The toll – of the Depression, of World War II and just advancing age – on the survivors from Charlie's generation may be judged by the fact that he was told at his 70th reunion last year that only 125 members of his Princeton class of 1943 are still alive – out of the 630 original members of the class. Fewer than ten members of his class showed up and to his disappointment he didn’t know any of them. Charlie says: "I was told last year that only seven alumni have survived from the Princeton Class of 1936." He asked me contact his friend Dottie Werner the Princeton Alumni office and she quickly responded with an email to me confirming his numbers. But, she said, "the number from 1943 is down to 104 and the number from 1936 has dropped to five."
I was reminded, by her email, of the song "When the Saints... Going Marching In." I thought to myself: "When I am 70 years out from college in 2032, I want to be in that number... maybe."
Charlie falls back on gallows humor about his being a Survivor.
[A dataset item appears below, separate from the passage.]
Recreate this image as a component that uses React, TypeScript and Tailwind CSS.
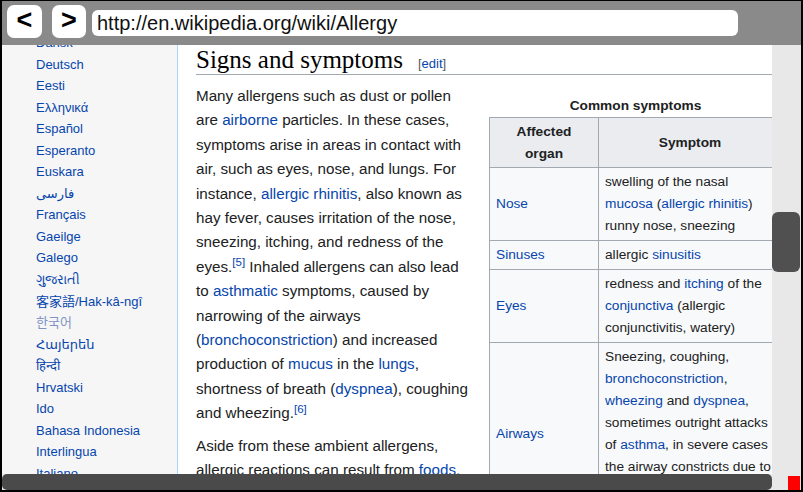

Here are some of his funniest comments:
- At several places he hangs out, he says, “the average age is… deceased.”
- If you are playing golf for money, he says, “collect when you are two bucks ahead because your opponent may not finish the round.”
- Ocean Towers, he informs me, is also known among his colleagues as “the Pearly Gates.”
- The people who move on from there to Oak Harbor are said (even by their residents) to have gone to “Croak Harbor.”
Some of the jokes told in his set relate to the high cost of some of their favorite Florida haunts in retirement areas:
- A popular upscale grocery store on the Barrier Island of Vero Beach, the Village Beach Market, is called “Why Pay Less?” (It has other names, but the fact is they do a fine business. Better selection than 7-11 or CVS.)
- The Golf and Bay Club in Sarasota is nicknamed the “Golf and Pay” Club.
- The average at the bar of a club he belongs to, he says, is "deceased".
- But despite it all, he says, quoting from a phlegmatic friend vacationing in Florida who was looking at clouds taking over the sky, "It's better than Massachusetts."